Naturally my kneejerk reaction is do an additive change on top of my current look of the website. Like just spiffying up the current look, tighten the UX…

However my work-memory pulled me out of that default engineer intent. I remember how I worked with my friend the UX designer. How I was amazed at his bravado of making a ton of changes in multiple versions of the app we were building. Not everyone survives through Art Center, it seems. Those who do make it - become exceptional.

Ask me to write 5 different versions of the code behind the app. I would be stressed and pissed off at the management telling me to do so. That’s why I’m still learning to be a pro.

Anyways that is what I remembered, and that’s what the book Hello Web Design was telling me to do. Take a step back. Let’s do this by the book. Step by step.

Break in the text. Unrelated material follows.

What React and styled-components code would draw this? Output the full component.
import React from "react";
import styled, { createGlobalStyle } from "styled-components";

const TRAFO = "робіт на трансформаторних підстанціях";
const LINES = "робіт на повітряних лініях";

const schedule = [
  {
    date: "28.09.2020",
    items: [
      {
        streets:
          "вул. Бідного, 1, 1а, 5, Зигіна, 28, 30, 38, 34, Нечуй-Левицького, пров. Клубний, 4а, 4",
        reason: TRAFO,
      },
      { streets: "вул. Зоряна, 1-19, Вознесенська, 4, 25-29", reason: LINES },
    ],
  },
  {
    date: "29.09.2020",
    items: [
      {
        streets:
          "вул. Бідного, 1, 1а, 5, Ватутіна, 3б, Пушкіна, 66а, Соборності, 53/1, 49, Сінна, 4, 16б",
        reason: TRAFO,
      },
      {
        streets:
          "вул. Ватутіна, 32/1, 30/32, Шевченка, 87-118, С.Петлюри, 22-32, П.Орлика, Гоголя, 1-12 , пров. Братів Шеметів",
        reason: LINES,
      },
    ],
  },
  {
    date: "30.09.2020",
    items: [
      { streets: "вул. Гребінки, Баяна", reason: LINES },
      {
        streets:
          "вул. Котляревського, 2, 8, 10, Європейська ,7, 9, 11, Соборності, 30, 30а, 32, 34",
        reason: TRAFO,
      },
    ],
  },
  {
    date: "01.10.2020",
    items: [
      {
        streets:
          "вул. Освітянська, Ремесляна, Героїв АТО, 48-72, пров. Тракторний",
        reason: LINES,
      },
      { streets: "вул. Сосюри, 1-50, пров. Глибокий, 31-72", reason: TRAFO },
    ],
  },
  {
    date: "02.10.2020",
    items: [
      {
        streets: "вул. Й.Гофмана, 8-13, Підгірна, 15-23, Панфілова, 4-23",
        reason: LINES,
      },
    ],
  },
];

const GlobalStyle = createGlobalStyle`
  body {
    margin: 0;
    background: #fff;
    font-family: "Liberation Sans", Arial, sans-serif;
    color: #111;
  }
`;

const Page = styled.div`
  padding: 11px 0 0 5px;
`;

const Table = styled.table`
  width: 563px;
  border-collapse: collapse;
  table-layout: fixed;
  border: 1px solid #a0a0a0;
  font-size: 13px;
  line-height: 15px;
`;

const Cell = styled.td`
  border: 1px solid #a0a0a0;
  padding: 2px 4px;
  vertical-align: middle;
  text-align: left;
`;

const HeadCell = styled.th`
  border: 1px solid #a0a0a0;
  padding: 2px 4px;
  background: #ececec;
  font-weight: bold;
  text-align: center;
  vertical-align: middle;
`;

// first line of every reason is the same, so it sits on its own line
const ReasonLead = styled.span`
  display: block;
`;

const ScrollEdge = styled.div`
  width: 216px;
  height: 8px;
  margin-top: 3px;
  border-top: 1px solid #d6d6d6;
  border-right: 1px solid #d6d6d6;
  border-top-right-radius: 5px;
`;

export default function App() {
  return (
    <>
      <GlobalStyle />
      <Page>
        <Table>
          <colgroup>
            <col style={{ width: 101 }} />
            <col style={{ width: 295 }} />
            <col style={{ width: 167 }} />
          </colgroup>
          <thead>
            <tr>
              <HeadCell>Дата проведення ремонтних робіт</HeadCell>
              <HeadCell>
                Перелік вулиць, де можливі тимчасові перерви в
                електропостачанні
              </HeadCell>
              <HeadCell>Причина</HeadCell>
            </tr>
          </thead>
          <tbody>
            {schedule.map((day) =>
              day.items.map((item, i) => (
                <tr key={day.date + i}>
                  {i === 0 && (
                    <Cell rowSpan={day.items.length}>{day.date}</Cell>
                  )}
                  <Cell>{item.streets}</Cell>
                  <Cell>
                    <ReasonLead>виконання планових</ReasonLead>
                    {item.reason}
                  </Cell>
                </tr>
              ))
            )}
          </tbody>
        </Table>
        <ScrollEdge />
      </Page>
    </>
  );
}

So I’ve looked at three sample websites - Chipotle, KFC, El Pollo Loco - and took screenshots. Looked at what could work with my business setting. I was surprised at the inspirations I was getting.

For instance, these are franchises, so there’s always the location selection step. Don’t need.

Each menu item has modification steps to modify / sub-select menu items chosen. Sure, it’s nice to have, but in the spirit of agile development, I decided to punt that idea. My goal is to do the bare minimum, enough for a customer to see, like, and buy.

But what I found pretty cool was that all three sample websites had their cart show on the right hand side panel, while user can continue adding/ look at the options available to the user! Interesting. How design converges to that type of UX flow.

If they all do it, that must be the easiest, cleanest way to do that flow, so I decided to adapt and change that part to be as such.

In the steps to fill in the contact, address, and credit card info - all three would temporarily hide the menu items selected! That doesn’t jive with my personality. I don’t want to lose what I chose even for a second - but I’ll just follow them for now. Maybe it’s just me - I slightly have a tendency to keep everything I’m working on laid out on the desk until it’s finished.

So yeah, the author of the book (Hello Web Design) wasn’t wrong! If I just jumped in to straight up coding, I wouldn’t have even thought of creating multiple versions because I’d be encumbered by the time it took to code up the design.

However since I’m just sketching roughly, I was able to freely explore some other versions of the steps. What if I add the button at the button, enlarge it, instead of just at the bottom of the right column?

While I was looking at the three sample websites for inspiration, I gotta say - Chipotle’s website and UX flow was super weird.

I felt it was way to simple, but it was so clean and to the point. I felt like I was in line getting an order in Chipotle brick and mortar store, yet I didn’t feel that intent (that was probably the expected feeling) to be corny. It felt hip. It felt clean, and just enough undertone of that analogy to an actual Chipotle store.

Oh my gosh, what did I just write.

I .. I’m gonna stop here. Below picture is what I drew today doing this, and starting next week I’m gonna start coding it up.

Oh yeah, the book said to go through wireframing, but I think I can go straight to coding because I think I’m okay with CSS. Also, for me it is kind of a wireframing session - I’m just using HTML/CSS instead of Figma or Inkscape, as I don’t see too much friction doing so under setting of TailwindCSS + Phoenix.